SHORT EXERCISE » All lines featuring the string "screenshot" are to be listed.

LISTED ENTRIES »
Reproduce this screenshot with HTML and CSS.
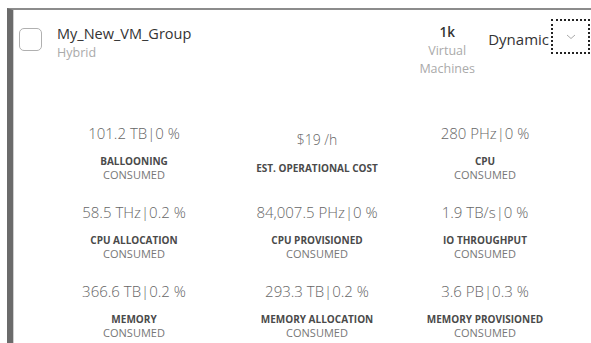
FILE: index.html
```html
<!DOCTYPE html>
<html lang="en">
<head>
    <meta charset="UTF-8">
    <meta name="viewport" content="width=device-width, initial-scale=1.0">
    <title>VM Group</title>
    <link rel="stylesheet" href="styles.css">
</head>
<body>
    <div class="card">
        <!-- Group header -->
        <div class="card-header">
            <span class="checkbox"></span>
            <div class="group-name">
                <div class="title">My_New_VM_Group</div>
                <div class="subtitle">Hybrid</div>
            </div>
            <div class="vm-count">
                <div class="count">1k</div>
                <div class="count-label">Virtual<br>Machines</div>
            </div>
            <div class="group-type">Dynamic</div>
            <button class="toggle" type="button">
                <svg width="10" height="6" viewBox="0 0 10 6"><path d="M1 1 L5 4.5 L9 1" fill="none" stroke="#aaa" stroke-width="1"/></svg>
            </button>
        </div>

        <!-- Metrics -->
        <div class="metrics">
            <div class="metric">
                <div class="value">101.2 TB|0 %</div>
                <div class="label">Ballooning</div>
                <div class="sub">Consumed</div>
            </div>
            <div class="metric">
                <div class="value small">$19 /h</div>
                <div class="label">Est. Operational Cost</div>
            </div>
            <div class="metric">
                <div class="value">280 PHz|0 %</div>
                <div class="label">CPU</div>
                <div class="sub">Consumed</div>
            </div>
            <div class="metric">
                <div class="value">58.5 THz|0.2 %</div>
                <div class="label">CPU Allocation</div>
                <div class="sub">Consumed</div>
            </div>
            <div class="metric">
                <div class="value">84,007.5 PHz|0 %</div>
                <div class="label">CPU Provisioned</div>
                <div class="sub">Consumed</div>
            </div>
            <div class="metric">
                <div class="value">1.9 TB/s|0 %</div>
                <div class="label">IO Throughput</div>
                <div class="sub">Consumed</div>
            </div>
            <div class="metric">
                <div class="value">366.6 TB|0.2 %</div>
                <div class="label">Memory</div>
                <div class="sub">Consumed</div>
            </div>
            <div class="metric">
                <div class="value">293.3 TB|0.2 %</div>
                <div class="label">Memory Allocation</div>
                <div class="sub">Consumed</div>
            </div>
            <div class="metric">
                <div class="value">3.6 PB|0.3 %</div>
                <div class="label">Memory Provisioned</div>
                <div class="sub">Consumed</div>
            </div>
        </div>
    </div>
</body>
</html>
```

FILE: styles.css
```css
body {
    font-family: 'Open Sans', 'Liberation Sans', sans-serif;
    background-color: #fff;
    margin: 0;
    overflow: hidden;
}

.card {
    margin: 8px 0 0 7px;
    padding: 0 3px 0 6px;
    border-left: 6px solid #6b6b6b;
    border-top: 2px solid #8c8c8c;
    box-shadow: inset 1px 0 0 #cfcfcf;
    height: 333px;
}

.card-header {
    display: flex;
    align-items: flex-start;
    padding-top: 10px;
}

.checkbox {
    width: 21px;
    height: 21px;
    margin-top: 8px;
    border: 1.5px solid #b0b0b0;
    border-radius: 5px;
    flex-shrink: 0;
}

.group-name {
    flex: 1;
    margin: 3px 0 0 15px;
}

.title {
    font-size: 14.5px;
    line-height: 21px;
    color: #333;
}

.subtitle {
    font-size: 12.5px;
    line-height: 18px;
    color: #aaa;
}

.vm-count {
    width: 60px;
    margin: 3px 11px 0 0;
    text-align: center;
}

.count {
    font-size: 13.5px;
    line-height: 19px;
    font-weight: 600;
    color: #333;
}

.count-label {
    font-size: 12.5px;
    line-height: 18px;
    color: #aaa;
}

.group-type {
    margin-top: 9px;
    font-size: 15px;
    line-height: 20px;
    color: #333;
}

.toggle {
    width: 35px;
    height: 31px;
    margin: 1px 0 0 4px;
    padding: 0;
    border: none;
    background: #fff;
    outline: 2px dotted #222;
    display: flex;
    align-items: center;
    justify-content: center;
}

/* metric grid */
.metrics {
    display: grid;
    grid-template-columns: 174px 192px 144px;
    grid-auto-rows: 79px;
    margin: 35px 0 0 28px;
}

.metric {
    display: flex;
    flex-direction: column;
    align-items: center;
    justify-content: center;
    text-align: center;
}

.value {
    font-size: 15px;
    line-height: 20px;
    font-weight: 300;
    color: #666;
    margin-bottom: 11px;
    white-space: nowrap;
}

.value.small {
    font-size: 14px;
}

.label {
    font-size: 10px;
    line-height: 14px;
    font-weight: 700;
    color: #4a4a4a;
    text-transform: uppercase;
    white-space: nowrap;
}

.sub {
    font-size: 11px;
    line-height: 14px;
    color: #777;
    text-transform: uppercase;
}
```
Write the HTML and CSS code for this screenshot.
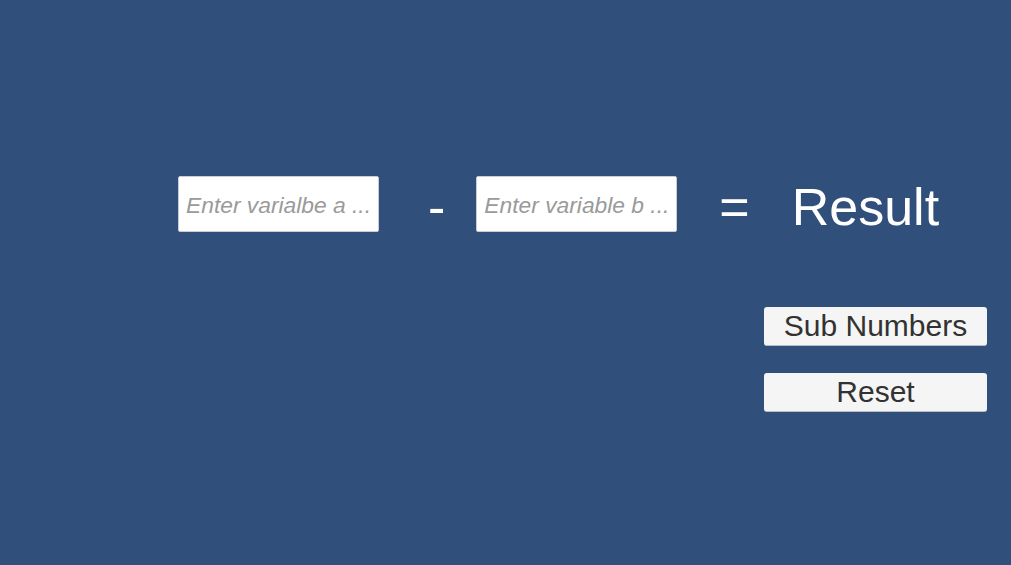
FILE: index.html
```html
<!DOCTYPE html>
<html>
<head>
<meta charset="utf-8">
<link rel="stylesheet" href="styles.css">
</head>
<body>
<div class="screen">
  <div class="equation">
    <div class="field field-a"><span class="placeholder">Enter varialbe a ...</span></div>
    <div class="op minus">-</div>
    <div class="field field-b"><span class="placeholder">Enter variable b ...</span></div>
    <div class="op equals">=</div>
    <div class="op result">Result</div>
  </div>
  <div class="actions">
    <button class="btn">Sub Numbers</button>
    <button class="btn">Reset</button>
  </div>
</div>
</body>
</html>
```

FILE: styles.css
```css
html, body {
  margin: 0;
  padding: 0;
  width: 1011px;
  height: 565px;
  overflow: hidden;
  background: #314f7b;
  font-family: "Liberation Sans", Arial, sans-serif;
}

.screen {
  display: flex;
  flex-direction: column;
  padding-top: 176px;
  box-sizing: border-box;
  height: 565px;
}

.equation {
  display: flex;
  align-items: flex-start;
  margin-left: 178px;
  height: 56px;
}

.field {
  width: 201px;
  height: 56px;
  box-sizing: border-box;
  background: #ffffff;
  border: 1px solid #c8ccd2;
  border-radius: 2px;
  display: flex;
  align-items: center;
  padding: 2px 0 0 7px;
  overflow: hidden;
}

.placeholder {
  font-style: italic;
  font-size: 22.8px;
  color: #9a9a9a;
  white-space: nowrap;
}

.op {
  color: #ffffff;
  font-size: 52px;
  line-height: 56px;
  padding-top: 3px;
}

.minus {
  margin-left: 49px;
  margin-right: 31px;
}

.equals {
  margin-left: 42px;
}

.result {
  margin-left: 42px;
}

.actions {
  display: flex;
  flex-direction: column;
  align-items: flex-start;
  gap: 27px;
  margin-left: 764px;
  margin-top: 75px;
}

.btn {
  width: 223px;
  height: 39px;
  padding: 0;
  margin: 0;
  background: #f5f5f5;
  border: none;
  border-bottom: 1px solid #b9bcc2;
  border-radius: 3px;
  color: #323232;
  font-family: "Liberation Sans", Arial, sans-serif;
  font-size: 30px;
  line-height: 38px;
  text-align: center;
}
```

TASK RESPONSE »
Reproduce this screenshot with HTML and CSS.
Write the HTML and CSS code for this screenshot.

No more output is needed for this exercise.